Look below for the line with "Rebuild this table" and the line with "const F = () => <i>F</i>;"; repeat exactly those two lines and all lines between them, but no pictures.

### DATA LINES

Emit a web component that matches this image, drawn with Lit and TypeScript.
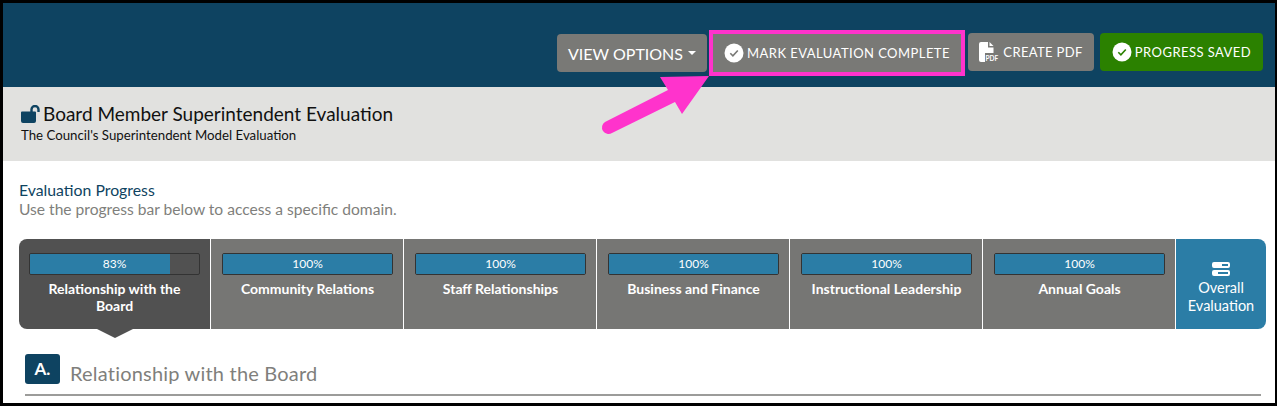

######
### DATA LINES

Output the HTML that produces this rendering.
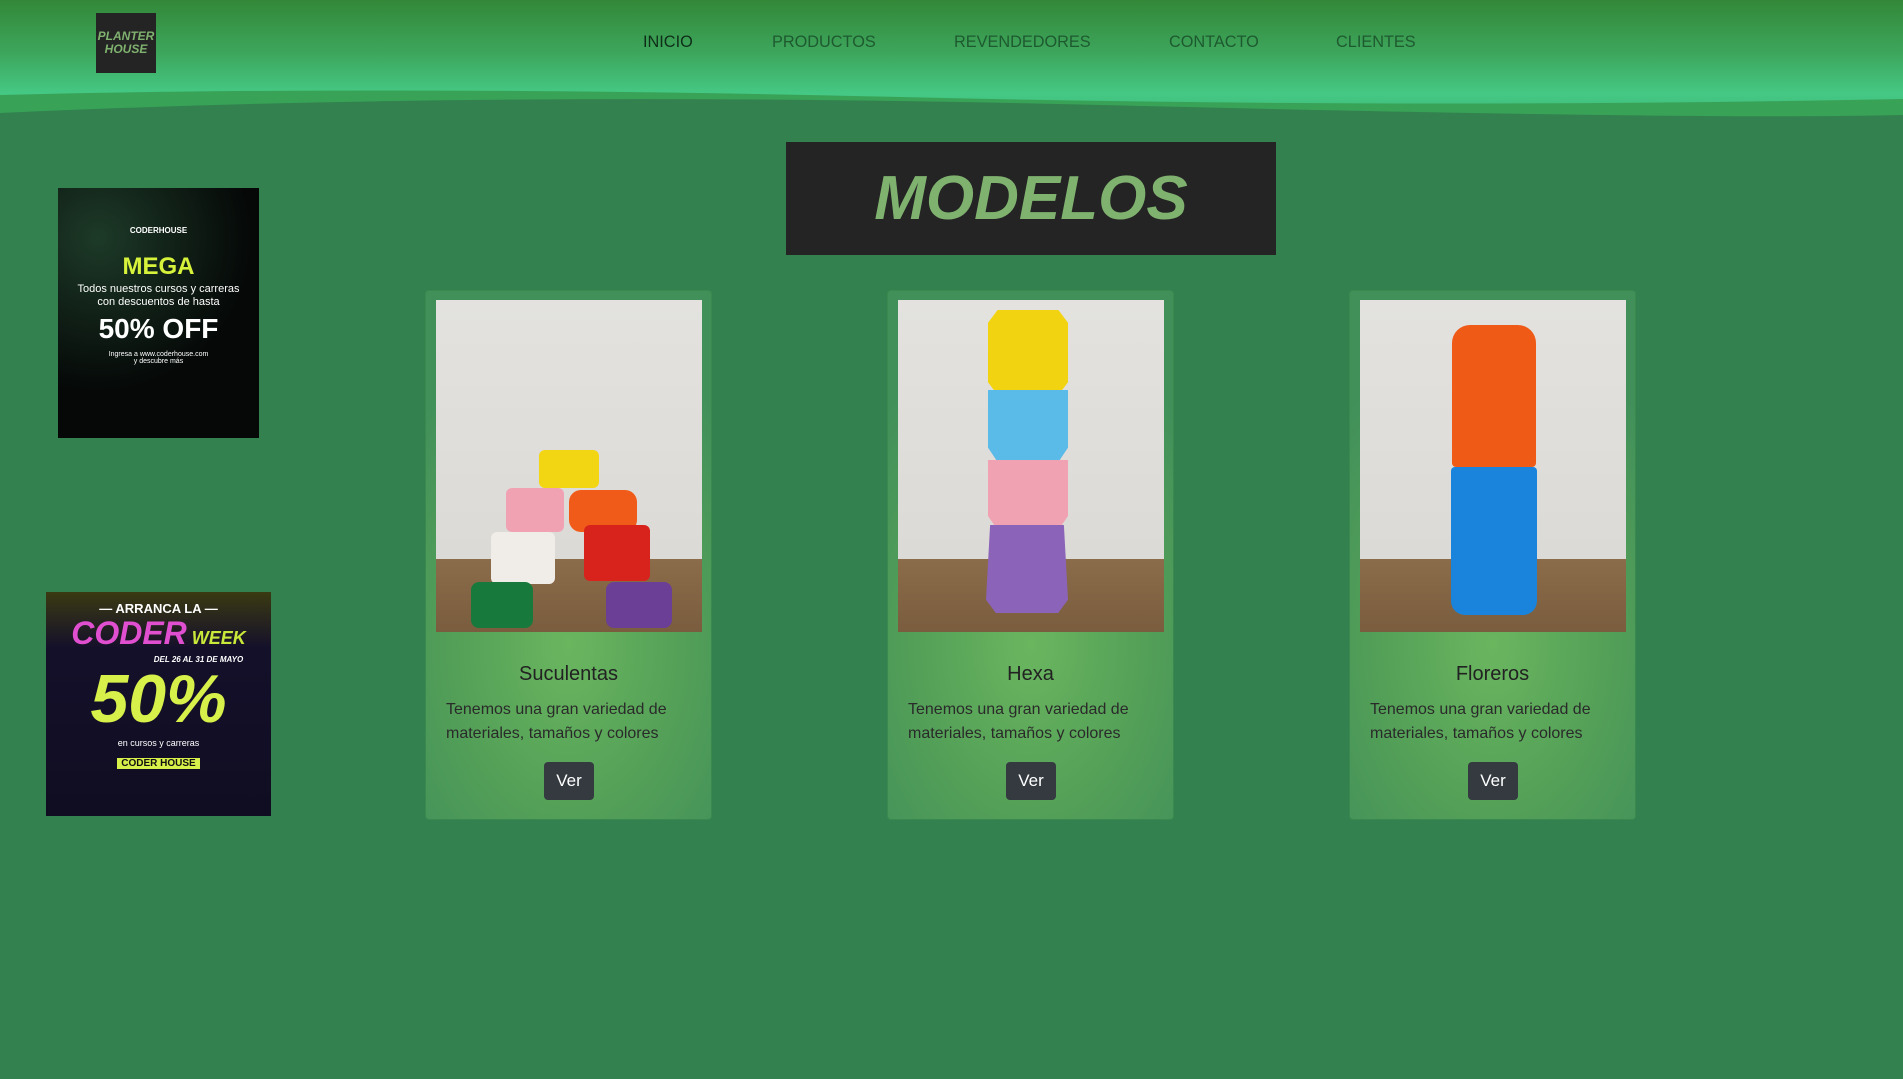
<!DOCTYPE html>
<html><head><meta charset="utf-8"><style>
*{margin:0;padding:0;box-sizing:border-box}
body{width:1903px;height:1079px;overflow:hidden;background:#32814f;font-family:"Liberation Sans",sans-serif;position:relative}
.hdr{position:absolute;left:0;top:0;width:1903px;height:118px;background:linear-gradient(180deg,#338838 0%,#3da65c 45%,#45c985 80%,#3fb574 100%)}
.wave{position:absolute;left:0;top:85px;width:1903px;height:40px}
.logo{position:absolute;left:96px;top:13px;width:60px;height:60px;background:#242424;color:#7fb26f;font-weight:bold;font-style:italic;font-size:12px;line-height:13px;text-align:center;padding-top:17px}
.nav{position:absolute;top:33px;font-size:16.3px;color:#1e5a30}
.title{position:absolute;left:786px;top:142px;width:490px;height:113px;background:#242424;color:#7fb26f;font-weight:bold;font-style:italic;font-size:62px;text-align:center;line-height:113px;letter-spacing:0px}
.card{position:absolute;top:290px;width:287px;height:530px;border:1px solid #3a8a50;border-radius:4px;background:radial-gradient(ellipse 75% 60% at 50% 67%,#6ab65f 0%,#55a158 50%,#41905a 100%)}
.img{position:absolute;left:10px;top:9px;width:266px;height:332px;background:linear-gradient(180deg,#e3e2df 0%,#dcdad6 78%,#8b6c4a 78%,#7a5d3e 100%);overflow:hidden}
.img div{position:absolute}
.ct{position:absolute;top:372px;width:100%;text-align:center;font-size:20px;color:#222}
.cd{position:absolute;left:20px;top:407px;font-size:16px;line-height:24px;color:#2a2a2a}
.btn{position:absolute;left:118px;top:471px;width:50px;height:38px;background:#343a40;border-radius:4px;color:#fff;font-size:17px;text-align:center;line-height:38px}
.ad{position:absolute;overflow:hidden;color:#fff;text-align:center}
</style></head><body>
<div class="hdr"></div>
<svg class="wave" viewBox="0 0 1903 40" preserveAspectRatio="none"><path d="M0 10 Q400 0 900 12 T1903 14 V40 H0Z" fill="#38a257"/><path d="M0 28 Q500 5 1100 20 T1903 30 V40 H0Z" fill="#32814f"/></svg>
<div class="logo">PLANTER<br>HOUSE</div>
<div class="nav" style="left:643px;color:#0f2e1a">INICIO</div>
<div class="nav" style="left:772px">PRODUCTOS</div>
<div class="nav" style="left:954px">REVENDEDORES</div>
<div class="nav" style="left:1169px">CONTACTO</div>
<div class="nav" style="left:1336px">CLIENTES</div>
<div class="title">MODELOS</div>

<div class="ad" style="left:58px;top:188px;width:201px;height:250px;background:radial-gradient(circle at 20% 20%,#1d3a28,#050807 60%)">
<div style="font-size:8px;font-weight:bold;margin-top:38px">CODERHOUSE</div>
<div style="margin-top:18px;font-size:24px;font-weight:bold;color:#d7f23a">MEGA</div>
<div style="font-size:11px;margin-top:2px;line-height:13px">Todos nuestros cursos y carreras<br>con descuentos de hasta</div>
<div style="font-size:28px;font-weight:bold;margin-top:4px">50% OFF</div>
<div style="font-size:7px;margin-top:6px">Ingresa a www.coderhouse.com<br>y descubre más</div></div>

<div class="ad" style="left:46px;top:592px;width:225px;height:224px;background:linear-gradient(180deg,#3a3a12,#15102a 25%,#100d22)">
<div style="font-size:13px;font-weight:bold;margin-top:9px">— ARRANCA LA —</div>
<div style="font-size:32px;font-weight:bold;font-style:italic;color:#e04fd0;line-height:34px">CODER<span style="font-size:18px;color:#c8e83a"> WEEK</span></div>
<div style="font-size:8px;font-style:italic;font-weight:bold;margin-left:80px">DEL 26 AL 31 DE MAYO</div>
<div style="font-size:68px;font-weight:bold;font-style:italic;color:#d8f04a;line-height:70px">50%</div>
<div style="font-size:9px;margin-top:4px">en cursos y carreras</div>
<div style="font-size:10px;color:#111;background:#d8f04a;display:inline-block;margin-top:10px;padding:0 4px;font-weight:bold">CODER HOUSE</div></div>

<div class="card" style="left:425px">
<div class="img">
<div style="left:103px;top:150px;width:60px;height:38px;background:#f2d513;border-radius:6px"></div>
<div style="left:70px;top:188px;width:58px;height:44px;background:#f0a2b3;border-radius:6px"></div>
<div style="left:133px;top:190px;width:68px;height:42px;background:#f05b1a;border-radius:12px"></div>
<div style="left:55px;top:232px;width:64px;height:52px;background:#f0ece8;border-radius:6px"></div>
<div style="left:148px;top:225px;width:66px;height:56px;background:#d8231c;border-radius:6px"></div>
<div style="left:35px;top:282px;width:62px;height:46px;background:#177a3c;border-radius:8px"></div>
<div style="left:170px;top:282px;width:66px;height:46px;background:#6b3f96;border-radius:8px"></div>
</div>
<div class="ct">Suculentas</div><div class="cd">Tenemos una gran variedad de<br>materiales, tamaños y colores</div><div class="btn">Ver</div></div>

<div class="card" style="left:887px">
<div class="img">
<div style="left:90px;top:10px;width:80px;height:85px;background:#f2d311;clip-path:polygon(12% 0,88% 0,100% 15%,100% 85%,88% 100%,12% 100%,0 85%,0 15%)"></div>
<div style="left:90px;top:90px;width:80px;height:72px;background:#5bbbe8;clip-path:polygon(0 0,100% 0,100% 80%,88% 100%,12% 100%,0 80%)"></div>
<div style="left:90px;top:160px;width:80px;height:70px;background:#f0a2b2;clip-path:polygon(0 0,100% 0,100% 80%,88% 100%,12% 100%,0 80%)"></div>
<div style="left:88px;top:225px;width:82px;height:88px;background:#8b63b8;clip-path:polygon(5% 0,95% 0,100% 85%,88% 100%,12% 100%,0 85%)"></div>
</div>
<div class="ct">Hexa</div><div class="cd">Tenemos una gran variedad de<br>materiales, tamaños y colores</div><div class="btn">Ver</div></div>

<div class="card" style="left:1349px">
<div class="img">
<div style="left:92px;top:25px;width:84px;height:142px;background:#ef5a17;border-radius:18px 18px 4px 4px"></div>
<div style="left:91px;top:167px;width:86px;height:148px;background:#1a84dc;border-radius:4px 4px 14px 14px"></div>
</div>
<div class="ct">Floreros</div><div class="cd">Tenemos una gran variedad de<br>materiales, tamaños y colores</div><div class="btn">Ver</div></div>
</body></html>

######
### DATA LINES

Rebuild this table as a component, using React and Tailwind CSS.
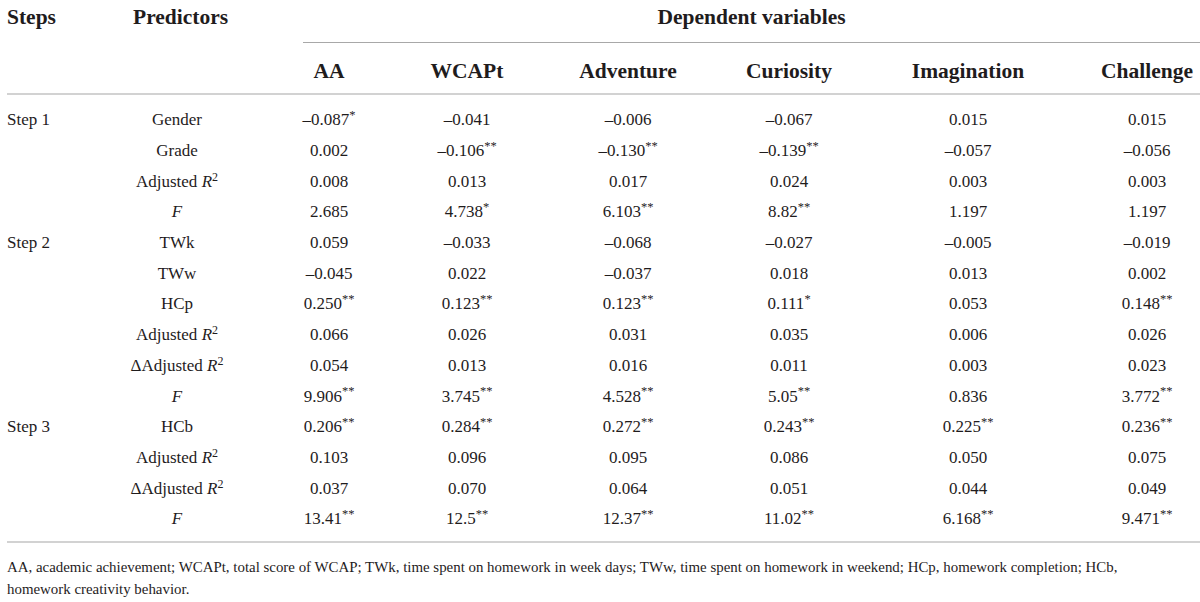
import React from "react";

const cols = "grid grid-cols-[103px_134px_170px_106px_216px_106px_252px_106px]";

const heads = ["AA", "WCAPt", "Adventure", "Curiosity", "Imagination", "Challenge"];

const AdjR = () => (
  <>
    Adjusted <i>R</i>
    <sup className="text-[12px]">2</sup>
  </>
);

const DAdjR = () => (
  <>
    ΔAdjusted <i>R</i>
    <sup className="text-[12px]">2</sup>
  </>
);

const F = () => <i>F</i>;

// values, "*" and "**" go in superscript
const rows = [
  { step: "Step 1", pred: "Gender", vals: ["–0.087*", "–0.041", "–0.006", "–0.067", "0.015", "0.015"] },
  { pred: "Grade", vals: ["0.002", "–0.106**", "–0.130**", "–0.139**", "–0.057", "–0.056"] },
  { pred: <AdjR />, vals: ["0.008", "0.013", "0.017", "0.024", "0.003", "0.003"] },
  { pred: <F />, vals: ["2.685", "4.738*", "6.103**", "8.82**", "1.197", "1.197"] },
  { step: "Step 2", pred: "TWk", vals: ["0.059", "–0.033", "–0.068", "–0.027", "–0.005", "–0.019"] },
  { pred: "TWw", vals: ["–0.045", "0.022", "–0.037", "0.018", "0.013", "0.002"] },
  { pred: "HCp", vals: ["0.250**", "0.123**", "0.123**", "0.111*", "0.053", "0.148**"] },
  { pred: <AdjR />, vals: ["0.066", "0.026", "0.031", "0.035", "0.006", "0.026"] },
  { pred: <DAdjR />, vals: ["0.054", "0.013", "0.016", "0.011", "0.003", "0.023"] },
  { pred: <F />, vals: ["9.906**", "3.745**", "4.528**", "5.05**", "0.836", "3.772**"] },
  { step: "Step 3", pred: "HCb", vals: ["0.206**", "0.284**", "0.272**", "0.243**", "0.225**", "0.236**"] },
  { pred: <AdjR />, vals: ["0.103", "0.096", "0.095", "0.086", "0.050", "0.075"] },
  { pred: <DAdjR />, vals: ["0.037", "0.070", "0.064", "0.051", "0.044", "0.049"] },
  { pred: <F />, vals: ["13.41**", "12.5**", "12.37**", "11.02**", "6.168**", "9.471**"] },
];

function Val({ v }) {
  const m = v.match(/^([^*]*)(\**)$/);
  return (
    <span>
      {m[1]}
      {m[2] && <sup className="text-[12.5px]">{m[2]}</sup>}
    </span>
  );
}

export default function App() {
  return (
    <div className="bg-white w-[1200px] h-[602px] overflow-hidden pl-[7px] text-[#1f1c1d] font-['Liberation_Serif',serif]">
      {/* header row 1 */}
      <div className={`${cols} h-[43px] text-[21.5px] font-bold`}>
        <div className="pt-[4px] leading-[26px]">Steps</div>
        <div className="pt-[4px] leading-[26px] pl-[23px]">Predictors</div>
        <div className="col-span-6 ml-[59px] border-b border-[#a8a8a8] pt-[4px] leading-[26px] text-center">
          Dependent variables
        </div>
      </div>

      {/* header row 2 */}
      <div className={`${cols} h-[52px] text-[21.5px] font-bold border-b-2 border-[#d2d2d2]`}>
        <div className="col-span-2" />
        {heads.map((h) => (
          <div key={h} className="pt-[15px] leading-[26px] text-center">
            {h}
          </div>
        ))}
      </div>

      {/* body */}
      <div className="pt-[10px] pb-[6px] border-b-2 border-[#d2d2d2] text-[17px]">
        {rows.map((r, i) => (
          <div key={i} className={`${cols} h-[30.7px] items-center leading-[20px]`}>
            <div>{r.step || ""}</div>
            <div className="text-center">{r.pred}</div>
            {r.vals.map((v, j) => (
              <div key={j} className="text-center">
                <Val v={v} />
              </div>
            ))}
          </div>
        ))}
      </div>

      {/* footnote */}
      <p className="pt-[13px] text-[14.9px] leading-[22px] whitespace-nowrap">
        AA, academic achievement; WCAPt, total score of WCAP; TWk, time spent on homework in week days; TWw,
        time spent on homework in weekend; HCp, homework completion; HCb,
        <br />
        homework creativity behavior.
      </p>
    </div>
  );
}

######

_FINISHED ANSWER_:
Rebuild this table as a component, using React and Tailwind CSS.
import React from "react";

const cols = "grid grid-cols-[103px_134px_170px_106px_216px_106px_252px_106px]";

const heads = ["AA", "WCAPt", "Adventure", "Curiosity", "Imagination", "Challenge"];

const AdjR = () => (
  <>
    Adjusted <i>R</i>
    <sup className="text-[12px]">2</sup>
  </>
);

const DAdjR = () => (
  <>
    ΔAdjusted <i>R</i>
    <sup className="text-[12px]">2</sup>
  </>
);

const F = () => <i>F</i>;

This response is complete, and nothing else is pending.